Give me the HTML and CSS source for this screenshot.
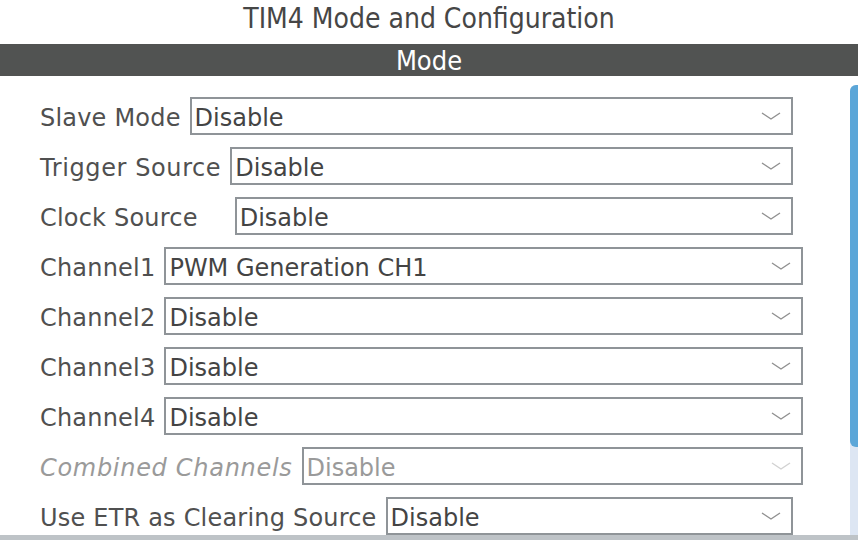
FILE: index.html
```html
<!DOCTYPE html>
<html>

<head>
    <meta http-equiv="content-type" content="text/html; charset=utf-8" />
    <title>TIM4 Mode and Configuration</title>
    <link rel="stylesheet" href="styles.css">
</head>

<body>
    <div class="panel">
        <h1 class="panel-title">TIM4 Mode and Configuration</h1>
        <div class="section-bar">Mode</div>

        <div class="section-body">
            <div class="form">
                <div class="form-row">
                    <span class="form-label">Slave Mode</span>
                    <div class="combo"><span class="combo-value">Disable</span><span class="chevron"></span></div>
                </div>
                <div class="form-row">
                    <span class="form-label form-label-loose">Trigger Source</span>
                    <div class="combo"><span class="combo-value">Disable</span><span class="chevron"></span></div>
                </div>
                <div class="form-row">
                    <span class="form-label form-label-wide">Clock Source</span>
                    <div class="combo"><span class="combo-value">Disable</span><span class="chevron"></span></div>
                </div>
                <div class="form-row form-row-long">
                    <span class="form-label">Channel1</span>
                    <div class="combo"><span class="combo-value">PWM Generation CH1</span><span class="chevron"></span></div>
                </div>
                <div class="form-row form-row-long">
                    <span class="form-label">Channel2</span>
                    <div class="combo"><span class="combo-value">Disable</span><span class="chevron"></span></div>
                </div>
                <div class="form-row form-row-long">
                    <span class="form-label">Channel3</span>
                    <div class="combo"><span class="combo-value">Disable</span><span class="chevron"></span></div>
                </div>
                <div class="form-row form-row-long">
                    <span class="form-label">Channel4</span>
                    <div class="combo"><span class="combo-value">Disable</span><span class="chevron"></span></div>
                </div>
                <div class="form-row form-row-long disabled">
                    <span class="form-label">Combined Channels</span>
                    <div class="combo"><span class="combo-value">Disable</span><span class="chevron"></span></div>
                </div>
                <div class="form-row">
                    <span class="form-label">Use ETR as Clearing Source</span>
                    <div class="combo"><span class="combo-value">Disable</span><span class="chevron"></span></div>
                </div>
            </div>

            <!-- scrollbar (cut off on the right) -->
            <div class="scroll-track">
                <div class="scroll-thumb"></div>
            </div>
        </div>

        <div class="bottom-edge"></div>
    </div>
</body>

</html>
```

FILE: styles.css
```css
html,
body {
    margin: 0;
    padding: 0;
    height: 540px;
    overflow: hidden;
    background: #fff;
}

.panel {
    display: flex;
    flex-direction: column;
    height: 540px;
    font-family: "DejaVu Sans", "Liberation Sans", sans-serif;
}

.panel-title {
    margin: 0;
    height: 44px;
    line-height: 38px;
    text-align: center;
    font-family: "DejaVu Sans Condensed", "DejaVu Sans", sans-serif;
    font-stretch: condensed;
    font-weight: normal;
    font-size: 28px;
    color: #464646;
}

.section-bar {
    height: 32px;
    line-height: 33px;
    background: #515352;
    color: #fff;
    text-align: center;
    font-family: "DejaVu Sans Condensed", "DejaVu Sans", sans-serif;
    font-stretch: condensed;
    font-size: 27px;
}

.section-body {
    flex: 1;
    display: flex;
    min-height: 0;
}

.form {
    flex: 1;
    display: flex;
    flex-direction: column;
    gap: 12px;
    padding: 21px 0 0 40px;
}

.form-row {
    display: flex;
    align-items: center;
    gap: 9px;
    height: 38px;
    padding-right: 57px;
}

.form-row-long {
    padding-right: 47px;
}

.form-label {
    padding-top: 4px;
    font-size: 24px;
    letter-spacing: 0.2px;
    color: #505050;
    white-space: nowrap;
}

.form-label-loose {
    letter-spacing: 0.6px;
}

.form-label-wide {
    margin-right: 28px;
}

.combo {
    flex: 1;
    display: flex;
    align-items: center;
    height: 38px;
    box-sizing: border-box;
    border: 2px solid #8f9498;
    padding: 0 10px 0 3px;
}

.combo-value {
    flex: 1;
    padding-top: 4px;
    font-size: 24px;
    color: #444;
    white-space: nowrap;
}

.chevron {
    width: 20px;
    height: 8px;
    background: url("data:image/svg+xml,%3Csvg xmlns='http://www.w3.org/2000/svg' width='20' height='8'%3E%3Cpolyline points='1,1 10,7 19,1' fill='none' stroke='%23909090' stroke-width='1.4'/%3E%3C/svg%3E") no-repeat center;
}

.disabled .form-label {
    font-style: italic;
    letter-spacing: 0.7px;
    color: #9a9a9a;
}

.disabled .combo-value {
    color: #9a9a9a;
}

.disabled .chevron {
    opacity: 0.4;
}

.scroll-track {
    width: 8px;
    margin-top: 9px;
    background: #dde6f3;
    border-top-left-radius: 6px;
}

.scroll-thumb {
    height: 362px;
    background: #5ba6d8;
    border-radius: 6px 0 0 6px;
}

.bottom-edge {
    height: 5px;
    background: #bec3c7;
}
```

◆ ◆ ◆ ◆ ◆ ◆ ◆

> [WHAT IS NEEDED]: Except for the pictures, reproduce every line exactly.

> [RESULT]:
Give me the HTML and CSS source for this screenshot.
FILE: index.html
```html
<!DOCTYPE html>
<html>

<head>
    <meta http-equiv="content-type" content="text/html; charset=utf-8" />
    <title>TIM4 Mode and Configuration</title>
    <link rel="stylesheet" href="styles.css">
</head>

<body>
    <div class="panel">
        <h1 class="panel-title">TIM4 Mode and Configuration</h1>
        <div class="section-bar">Mode</div>

        <div class="section-body">
            <div class="form">
                <div class="form-row">
                    <span class="form-label">Slave Mode</span>
                    <div class="combo"><span class="combo-value">Disable</span><span class="chevron"></span></div>
                </div>
                <div class="form-row">
                    <span class="form-label form-label-loose">Trigger Source</span>
                    <div class="combo"><span class="combo-value">Disable</span><span class="chevron"></span></div>
                </div>
                <div class="form-row">
                    <span class="form-label form-label-wide">Clock Source</span>
                    <div class="combo"><span class="combo-value">Disable</span><span class="chevron"></span></div>
                </div>
                <div class="form-row form-row-long">
                    <span class="form-label">Channel1</span>
                    <div class="combo"><span class="combo-value">PWM Generation CH1</span><span class="chevron"></span></div>
                </div>
                <div class="form-row form-row-long">
                    <span class="form-label">Channel2</span>
                    <div class="combo"><span class="combo-value">Disable</span><span class="chevron"></span></div>
                </div>
                <div class="form-row form-row-long">
                    <span class="form-label">Channel3</span>
                    <div class="combo"><span class="combo-value">Disable</span><span class="chevron"></span></div>
                </div>
                <div class="form-row form-row-long">
                    <span class="form-label">Channel4</span>
                    <div class="combo"><span class="combo-value">Disable</span><span class="chevron"></span></div>
                </div>
                <div class="form-row form-row-long disabled">
                    <span class="form-label">Combined Channels</span>
                    <div class="combo"><span class="combo-value">Disable</span><span class="chevron"></span></div>
                </div>
                <div class="form-row">
                    <span class="form-label">Use ETR as Clearing Source</span>
                    <div class="combo"><span class="combo-value">Disable</span><span class="chevron"></span></div>
                </div>
            </div>

            <!-- scrollbar (cut off on the right) -->
            <div class="scroll-track">
                <div class="scroll-thumb"></div>
            </div>
        </div>

        <div class="bottom-edge"></div>
    </div>
</body>

</html>
```

FILE: styles.css
```css
html,
body {
    margin: 0;
    padding: 0;
    height: 540px;
    overflow: hidden;
    background: #fff;
}

.panel {
    display: flex;
    flex-direction: column;
    height: 540px;
    font-family: "DejaVu Sans", "Liberation Sans", sans-serif;
}

.panel-title {
    margin: 0;
    height: 44px;
    line-height: 38px;
    text-align: center;
    font-family: "DejaVu Sans Condensed", "DejaVu Sans", sans-serif;
    font-stretch: condensed;
    font-weight: normal;
    font-size: 28px;
    color: #464646;
}

.section-bar {
    height: 32px;
    line-height: 33px;
    background: #515352;
    color: #fff;
    text-align: center;
    font-family: "DejaVu Sans Condensed", "DejaVu Sans", sans-serif;
    font-stretch: condensed;
    font-size: 27px;
}

.section-body {
    flex: 1;
    display: flex;
    min-height: 0;
}

.form {
    flex: 1;
    display: flex;
    flex-direction: column;
    gap: 12px;
    padding: 21px 0 0 40px;
}

.form-row {
    display: flex;
    align-items: center;
    gap: 9px;
    height: 38px;
    padding-right: 57px;
}

.form-row-long {
    padding-right: 47px;
}

.form-label {
    padding-top: 4px;
    font-size: 24px;
    letter-spacing: 0.2px;
    color: #505050;
    white-space: nowrap;
}

.form-label-loose {
    letter-spacing: 0.6px;
}

.form-label-wide {
    margin-right: 28px;
}

.combo {
    flex: 1;
    display: flex;
    align-items: center;
    height: 38px;
    box-sizing: border-box;
    border: 2px solid #8f9498;
    padding: 0 10px 0 3px;
}

.combo-value {
    flex: 1;
    padding-top: 4px;
    font-size: 24px;
    color: #444;
    white-space: nowrap;
}

.chevron {
    width: 20px;
    height: 8px;
    background: url("data:image/svg+xml,%3Csvg xmlns='http://www.w3.org/2000/svg' width='20' height='8'%3E%3Cpolyline points='1,1 10,7 19,1' fill='none' stroke='%23909090' stroke-width='1.4'/%3E%3C/svg%3E") no-repeat center;
}

.disabled .form-label {
    font-style: italic;
    letter-spacing: 0.7px;
    color: #9a9a9a;
}

.disabled .combo-value {
    color: #9a9a9a;
}

.disabled .chevron {
    opacity: 0.4;
}

.scroll-track {
    width: 8px;
    margin-top: 9px;
    background: #dde6f3;
    border-top-left-radius: 6px;
}

.scroll-thumb {
    height: 362px;
    background: #5ba6d8;
    border-radius: 6px 0 0 6px;
}

.bottom-edge {
    height: 5px;
    background: #bec3c7;
}
```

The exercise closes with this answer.